Mars is rooted in instinct. It’s the primal side of us, the fight-or-flight responder, the one who feels something is off and reacts before the head has had a chance to catch up. So when Jupiter starts taking about its beliefs, Mars might not even be able to explain why it’s irritated—it just is. There’s this undercurrent of, “Why do you always have to make it so big, so moral, so dramatic?” To Mars, it can feel like they’re being judged or talked down to, even if Jupiter genuinely thinks they’re just sharing.

And poor Jupiter, wide-eyed and full of spiritual optimism, is left wondering why their well-meaning declarations spark a sword fight. “I was just saying what I believe!” they cry, not realizing that sometimes, that very expression can feel like a challenge to Mars’ autonomy, to their sense of control, or even to their personal truth, which may be deeply felt. It’s not about who’s right. It’s about how these communications are expressed—and more importantly, heard. Because what Mars really wants, underneath the heat, is respect. And what Jupiter wants, underneath the fervor, is to be understood. When those desires clash, boom—beliefs become battlegrounds, and passion turns into a power struggle.
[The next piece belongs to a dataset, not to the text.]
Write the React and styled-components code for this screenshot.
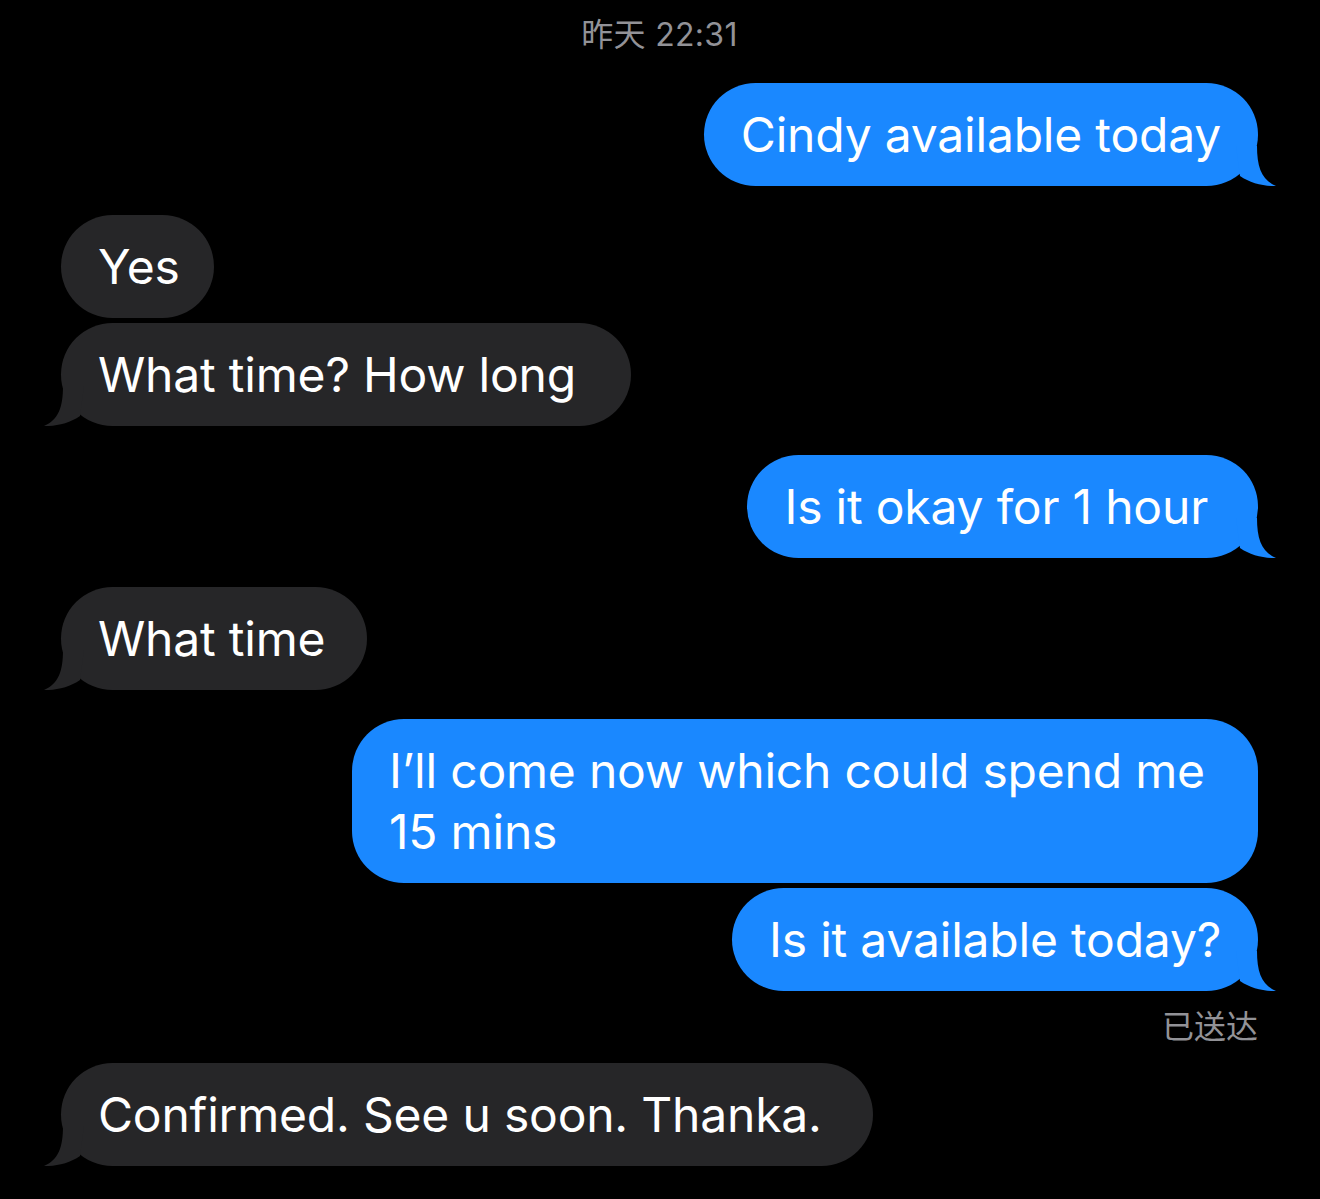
import styled, { createGlobalStyle } from "styled-components"

const GlobalStyle = createGlobalStyle`
  html, body {
    margin: 0;
    padding: 0;
    background: #000;
  }
`

const Page = styled.div`
  width: 1320px;
  min-height: 1199px;
  box-sizing: border-box;
  padding: 15px 62px 0 61px;
  background: #000;
  font-family: Inter, "Noto Sans", "Noto Sans CJK SC", sans-serif;
  overflow: hidden;
`

const Stamp = styled.div`
  height: 40px;
  text-align: center;
  color: #929297;
  font-size: 32px;
  line-height: 40px;
  font-family: Inter, "Noto Sans CJK SC", sans-serif;
  letter-spacing: 0.3px;
`

const Row = styled.div`
  display: flex;
  justify-content: ${p => (p.$sent ? "flex-end" : "flex-start")};
  margin-top: ${p => p.$gap}px;
`

const Bubble = styled.div`
  position: relative;
  box-sizing: border-box;
  max-width: 906px;
  padding: 21px ${p => 37 + (p.$extra || 0)}px 21px 37px;
  border-radius: 52px;
  color: #fff;
  font-size: 48px;
  line-height: 61px;
  letter-spacing: -0.2px;
  background: ${p => (p.$sent ? "#1a88ff" : "#262628")};
`

const TailSvg = styled.svg`
  position: absolute;
  bottom: 0;
  width: 40px;
  height: 40px;
  ${p => (p.$sent ? "right: -18px;" : "left: -17px; transform: scaleX(-1);")}
`

const Delivered = styled.div`
  height: 36px;
  margin-top: 15px;
  text-align: right;
  color: #929297;
  font-size: 32px;
  line-height: 36px;
  font-family: "Noto Sans CJK SC", sans-serif;
`

const Tail = ({ sent }) => (
  <TailSvg $sent={sent} viewBox="0 0 40 40">
    <path
      d="M0 0 H21 C21 22 26 34 40 40 C28 40.5 14 37 4 30 Z"
      fill={sent ? "#1a88ff" : "#262628"}
    />
  </TailSvg>
)

const messages = [
  { sent: true, gap: 28, tail: true, text: "Cindy available today" },
  { sent: false, gap: 29, tail: false, extra: -3, text: "Yes" },
  { sent: false, gap: 5, tail: true, extra: 18, text: "What time? How long" },
  { sent: true, gap: 29, tail: true, extra: 13, text: "Is it okay for 1 hour" },
  { sent: false, gap: 29, tail: true, extra: 5, text: "What time" },
  { sent: true, gap: 29, tail: false, text: "I\u2019ll come now which could spend me 15 mins" },
  { sent: true, gap: 5, tail: true, text: "Is it available today?" },
]

const App = () => {
  return (
    <Page>
      <GlobalStyle />
      <Stamp>昨天 22:31</Stamp>
      {messages.map((m, i) => (
        <Row key={i} $sent={m.sent} $gap={m.gap}>
          <Bubble $sent={m.sent} $extra={m.extra}>
            {m.tail && <Tail sent={m.sent} />}
            {m.text}
          </Bubble>
        </Row>
      ))}
      <Delivered>已送达</Delivered>
      <Row $gap={21}>
        <Bubble $extra={14}>
          <Tail />
          Confirmed. See u soon. Thanka.
        </Bubble>
      </Row>
    </Page>
  )
}

export default App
But again, this isn’t hopeless. It’s human. If both parties can learn to pause, to ask why a particular statement triggered such a reaction, and to remember that behind the bluster is usually vulnerability—that’s when the relationship deepens. The key to surviving this, to thriving with this aspect, lies in channeling this energy. Give it a mission. Give it a cause. When you’re not turned against each other, you can become a kind of divine team—taking on the world together, passionate and righteous in the best way. Whether it’s activism, artistic projects, building something risky, or simply becoming spiritual adrenaline junkies—find the shared crusade, and your fire becomes purpose, not destruction.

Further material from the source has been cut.